Hammer guns of quality are ever harder to find; and increasingly expensive. Holt’s had two Purdey 20-bores in the sale this time. Both nice examples and carrying hefty price tags. The last time I had one of these was back in 2007 and I sold it for £5,000. The two listed here were carrying estimates of £6,000 – £8,000 for the top-lever gun and £4,000- £6,0000 for the snap under-lever version.

What will David Porter sell me this time?

Adding Holt’s commission, that pushes the likely price of the better gun to over £10,000. I think it may do even better than that. The Charles Gordon Purdey 12-bore that sold in December topped £11,000 and that was something of an oddity, though exactly what the buyer wanted – a heavy, long barrelled Purdey for use as a high pheasant gun. With items of rarity like these, the auctions can sometimes generate surprising prices.

I recall a Greener 28-bore boxlock making £8,000. A gun like that is rare and hard to value but I would never have had the courage to put it up at that price, as a dealer. However, there was a punter out there who was happy to pay – and to pay Holt’s fees on top of it. Sometimes the exposure of the auction room is just what a rare gun needs to find its full value.

The recent price hikes by Purdey and Holland & Holland have had an impact on their guns made in the 1990s and later. If properly refurbished and presented ‘as new’, good examples look cheap next to the cost of new guns. A pair of Holland & Holland ‘Modele Deluxe’ would have cost £48,000 in 1991. Today they are comfortably twice that price, each. In fact, £250,000 would be a fair benchmark, once they are cased and delivered. So, a 1990 pair available now at less than half new cost look good value.

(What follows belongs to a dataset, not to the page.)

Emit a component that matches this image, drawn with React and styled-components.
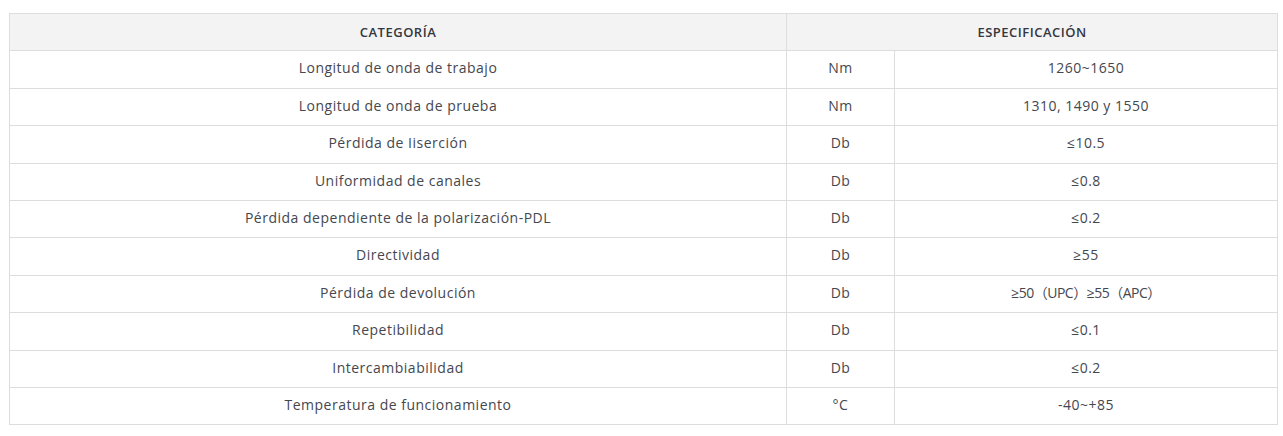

We can see this in the auction rooms, with Gavin Gardiner getting a very good price, in excess of £70,000 for a pair of 1990 guns.

Away from Holt’s, keep an eye on Gavin Gardiner’s website for news of his first sale of 2017, expected on 12th April, in Bond Street. Bonhams have one listed on 17th May, in Knightsbridge. The catalogues will be illustrated on-line as the auction dates draw near.